Sengaja, saya gunakan istilah BUMN sebab praktik koruptif dan manipulatif tidak hanya di PT. Waskita Karya dan anak usahanya.
Tetapi hampir terjadi pada BUMN penghasil pundi-pundi uang jumlah besar.
Di Kejaksaan Agung, tercatat BUMN yang disidik dan dituntut di meja hijau, antara lain PT. Asuransi Jiwasraya, PT. Asabri, PT. Taspen Life, PT. Krakatau Steel, PT. Adhi Persada Realty, PT. Garuda Indonesia dan lainnya.
Tidak ada cara lain tuntutan pidana mati terhadap pelaku tindak pidana korupsi di atas Rp1 triliun.
Saya sepakat dan mendukung upaya Jaksa Agung ST. Burhanuddin dan Jampidsus Dr. Febrie Adriansyah, khususnya yang sempat menuntut mati terdakwa Skandal Asabri Heru Hidayat dan Benny Tjokro.
Meski, kemudian tuntutan mati tersebut tidak diakomodir Majelis Hakim Pengadilan Tipikor namun upaya Febrie Dkk patut diapresiasi.
Hendaknya, tuntutan mati diperluas pada perkara-perkara lain dan Kejagung tidak “down” lantaran upaya itu belum diakomodir majelis hakim.
Sekaligus, tetap konsisten menjerat pelaku tindak pidana korupsi dengan instrumen merugikan perekonomian negara, yang pertama kali dilakukan terhadap terdakwa Irianto dalam perkara Impor Tekstil (Mafia Pelabuhan) dan diakomodir Mahkamah Agung, 2020.
POLITICAL WILL
Semua upaya yang dilakukan Gedung Bundar, Kejagung bisa tentatif sifatnya bila tidak didukung oleh kemauan politik (Political Will) Pemerintah.
Dalam artian bisa saja setelah Burhanuddin dan Febrie Adriansyah tidak lagi menjabat.

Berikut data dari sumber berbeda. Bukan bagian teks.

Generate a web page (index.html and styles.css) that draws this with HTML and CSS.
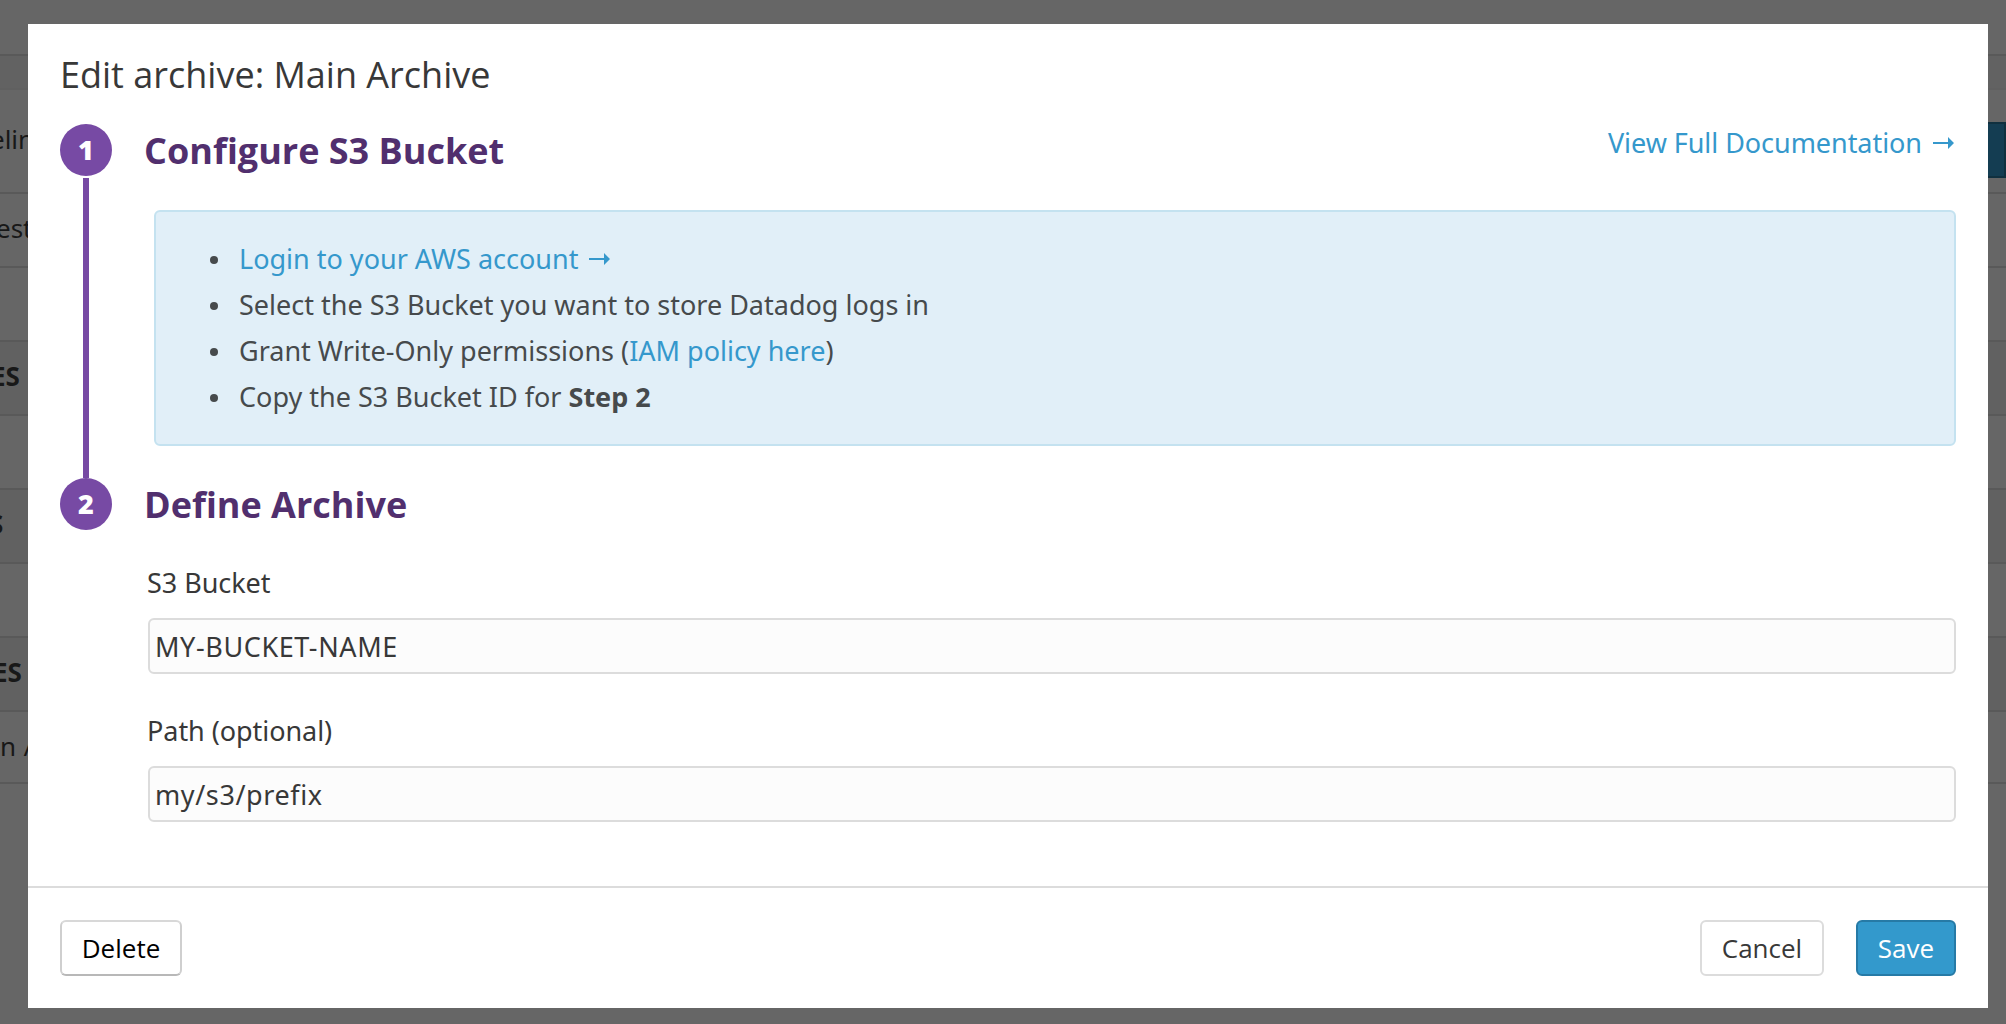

Dus, karena itu Pemerintah harus bisa mencari solusi agar tuntutan mati dan penjeratan instrumen kerugian perekonomian negara bersifat permanen.
Maka dari itu ajang Konstestasi Pilpres 2024 bukan terjebak pada elektabilitas dan pencitraan, tapi lebih menekankan pada ketegasan sikap dalam penanganan bukan pemberantasan korupsi.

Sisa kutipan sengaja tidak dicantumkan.